All lines below must be repeated exactly, with the pictures omitted.

— Start Data section —

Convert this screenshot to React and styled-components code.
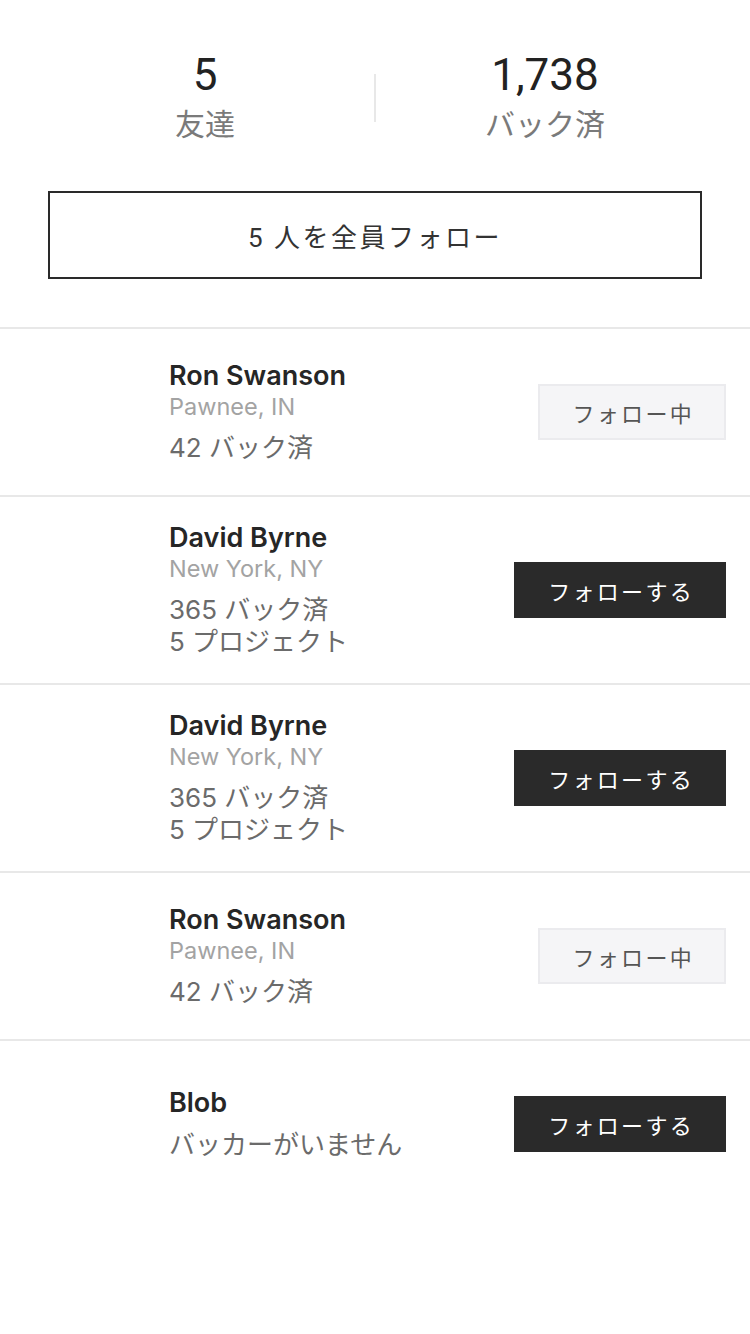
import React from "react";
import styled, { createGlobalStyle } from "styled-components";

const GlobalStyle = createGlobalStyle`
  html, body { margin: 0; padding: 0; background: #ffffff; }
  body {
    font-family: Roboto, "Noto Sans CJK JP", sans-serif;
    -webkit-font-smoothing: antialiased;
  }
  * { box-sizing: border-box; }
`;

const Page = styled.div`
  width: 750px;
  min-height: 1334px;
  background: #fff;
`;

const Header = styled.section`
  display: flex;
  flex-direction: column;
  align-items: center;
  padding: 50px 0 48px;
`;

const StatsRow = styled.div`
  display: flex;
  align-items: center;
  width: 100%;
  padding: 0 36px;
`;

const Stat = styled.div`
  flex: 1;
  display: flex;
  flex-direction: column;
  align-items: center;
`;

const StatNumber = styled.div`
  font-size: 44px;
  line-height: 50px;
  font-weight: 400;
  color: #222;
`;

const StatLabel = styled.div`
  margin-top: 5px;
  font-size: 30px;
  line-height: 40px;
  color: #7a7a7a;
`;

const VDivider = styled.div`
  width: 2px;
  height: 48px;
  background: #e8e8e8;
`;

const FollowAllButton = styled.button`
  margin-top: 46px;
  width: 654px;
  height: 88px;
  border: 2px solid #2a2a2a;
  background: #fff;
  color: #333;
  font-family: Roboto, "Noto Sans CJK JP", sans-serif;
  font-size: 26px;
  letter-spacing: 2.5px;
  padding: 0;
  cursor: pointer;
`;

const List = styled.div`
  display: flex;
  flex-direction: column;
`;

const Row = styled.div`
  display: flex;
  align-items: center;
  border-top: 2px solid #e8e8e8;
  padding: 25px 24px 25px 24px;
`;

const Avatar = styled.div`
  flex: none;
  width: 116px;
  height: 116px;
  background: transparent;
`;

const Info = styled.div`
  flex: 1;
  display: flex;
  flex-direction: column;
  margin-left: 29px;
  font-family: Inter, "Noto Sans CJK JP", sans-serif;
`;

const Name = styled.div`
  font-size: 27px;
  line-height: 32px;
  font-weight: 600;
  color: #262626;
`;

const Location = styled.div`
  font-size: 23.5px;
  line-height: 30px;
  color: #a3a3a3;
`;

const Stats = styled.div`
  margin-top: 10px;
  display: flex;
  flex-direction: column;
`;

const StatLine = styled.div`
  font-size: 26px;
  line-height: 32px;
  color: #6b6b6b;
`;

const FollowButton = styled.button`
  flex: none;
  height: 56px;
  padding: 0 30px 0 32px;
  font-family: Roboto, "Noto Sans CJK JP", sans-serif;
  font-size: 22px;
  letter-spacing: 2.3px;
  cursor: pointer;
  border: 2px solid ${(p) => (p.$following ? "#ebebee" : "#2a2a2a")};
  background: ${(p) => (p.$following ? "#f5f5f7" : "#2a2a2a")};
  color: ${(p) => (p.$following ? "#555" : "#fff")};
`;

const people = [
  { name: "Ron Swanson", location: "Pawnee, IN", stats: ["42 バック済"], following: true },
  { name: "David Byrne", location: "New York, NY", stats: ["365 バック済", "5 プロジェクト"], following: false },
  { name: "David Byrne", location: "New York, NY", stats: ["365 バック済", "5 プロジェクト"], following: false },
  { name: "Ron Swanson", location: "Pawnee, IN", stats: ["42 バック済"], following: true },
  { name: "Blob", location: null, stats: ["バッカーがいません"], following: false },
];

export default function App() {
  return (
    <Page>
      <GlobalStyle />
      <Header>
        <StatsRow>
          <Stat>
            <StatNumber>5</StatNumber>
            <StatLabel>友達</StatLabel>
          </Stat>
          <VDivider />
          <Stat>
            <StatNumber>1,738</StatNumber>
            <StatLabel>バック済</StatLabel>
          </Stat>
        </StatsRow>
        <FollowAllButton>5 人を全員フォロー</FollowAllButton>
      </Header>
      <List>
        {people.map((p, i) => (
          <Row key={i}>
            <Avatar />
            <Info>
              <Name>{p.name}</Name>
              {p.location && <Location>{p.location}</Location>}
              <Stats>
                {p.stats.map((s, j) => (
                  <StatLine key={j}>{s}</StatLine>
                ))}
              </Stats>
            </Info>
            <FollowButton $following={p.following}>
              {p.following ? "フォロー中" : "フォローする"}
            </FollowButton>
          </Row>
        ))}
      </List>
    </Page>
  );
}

— End Data section —

- _Task answer_:
Convert this screenshot to React and styled-components code.
import React from "react";
import styled, { createGlobalStyle } from "styled-components";

const GlobalStyle = createGlobalStyle`
  html, body { margin: 0; padding: 0; background: #ffffff; }
  body {
    font-family: Roboto, "Noto Sans CJK JP", sans-serif;
    -webkit-font-smoothing: antialiased;
  }
  * { box-sizing: border-box; }
`;

const Page = styled.div`
  width: 750px;
  min-height: 1334px;
  background: #fff;
`;

const Header = styled.section`
  display: flex;
  flex-direction: column;
  align-items: center;
  padding: 50px 0 48px;
`;

const StatsRow = styled.div`
  display: flex;
  align-items: center;
  width: 100%;
  padding: 0 36px;
`;

const Stat = styled.div`
  flex: 1;
  display: flex;
  flex-direction: column;
  align-items: center;
`;

const StatNumber = styled.div`
  font-size: 44px;
  line-height: 50px;
  font-weight: 400;
  color: #222;
`;

const StatLabel = styled.div`
  margin-top: 5px;
  font-size: 30px;
  line-height: 40px;
  color: #7a7a7a;
`;

const VDivider = styled.div`
  width: 2px;
  height: 48px;
  background: #e8e8e8;
`;

const FollowAllButton = styled.button`
  margin-top: 46px;
  width: 654px;
  height: 88px;
  border: 2px solid #2a2a2a;
  background: #fff;
  color: #333;
  font-family: Roboto, "Noto Sans CJK JP", sans-serif;
  font-size: 26px;
  letter-spacing: 2.5px;
  padding: 0;
  cursor: pointer;
`;

const List = styled.div`
  display: flex;
  flex-direction: column;
`;

const Row = styled.div`
  display: flex;
  align-items: center;
  border-top: 2px solid #e8e8e8;
  padding: 25px 24px 25px 24px;
`;

const Avatar = styled.div`
  flex: none;
  width: 116px;
  height: 116px;
  background: transparent;
`;

const Info = styled.div`
  flex: 1;
  display: flex;
  flex-direction: column;
  margin-left: 29px;
  font-family: Inter, "Noto Sans CJK JP", sans-serif;
`;

const Name = styled.div`
  font-size: 27px;
  line-height: 32px;
  font-weight: 600;
  color: #262626;
`;

const Location = styled.div`
  font-size: 23.5px;
  line-height: 30px;
  color: #a3a3a3;
`;

const Stats = styled.div`
  margin-top: 10px;
  display: flex;
  flex-direction: column;
`;

const StatLine = styled.div`
  font-size: 26px;
  line-height: 32px;
  color: #6b6b6b;
`;

const FollowButton = styled.button`
  flex: none;
  height: 56px;
  padding: 0 30px 0 32px;
  font-family: Roboto, "Noto Sans CJK JP", sans-serif;
  font-size: 22px;
  letter-spacing: 2.3px;
  cursor: pointer;
  border: 2px solid ${(p) => (p.$following ? "#ebebee" : "#2a2a2a")};
  background: ${(p) => (p.$following ? "#f5f5f7" : "#2a2a2a")};
  color: ${(p) => (p.$following ? "#555" : "#fff")};
`;

const people = [
  { name: "Ron Swanson", location: "Pawnee, IN", stats: ["42 バック済"], following: true },
  { name: "David Byrne", location: "New York, NY", stats: ["365 バック済", "5 プロジェクト"], following: false },
  { name: "David Byrne", location: "New York, NY", stats: ["365 バック済", "5 プロジェクト"], following: false },
  { name: "Ron Swanson", location: "Pawnee, IN", stats: ["42 バック済"], following: true },
  { name: "Blob", location: null, stats: ["バッカーがいません"], following: false },
];

export default function App() {
  return (
    <Page>
      <GlobalStyle />
      <Header>
        <StatsRow>
          <Stat>
            <StatNumber>5</StatNumber>
            <StatLabel>友達</StatLabel>
          </Stat>
          <VDivider />
          <Stat>
            <StatNumber>1,738</StatNumber>
            <StatLabel>バック済</StatLabel>
          </Stat>
        </StatsRow>
        <FollowAllButton>5 人を全員フォロー</FollowAllButton>
      </Header>
      <List>
        {people.map((p, i) => (
          <Row key={i}>
            <Avatar />
            <Info>
              <Name>{p.name}</Name>
              {p.location && <Location>{p.location}</Location>}
              <Stats>
                {p.stats.map((s, j) => (
                  <StatLine key={j}>{s}</StatLine>
                ))}
              </Stats>
            </Info>
            <FollowButton $following={p.following}>
              {p.following ? "フォロー中" : "フォローする"}
            </FollowButton>
          </Row>
        ))}
      </List>
    </Page>
  );
}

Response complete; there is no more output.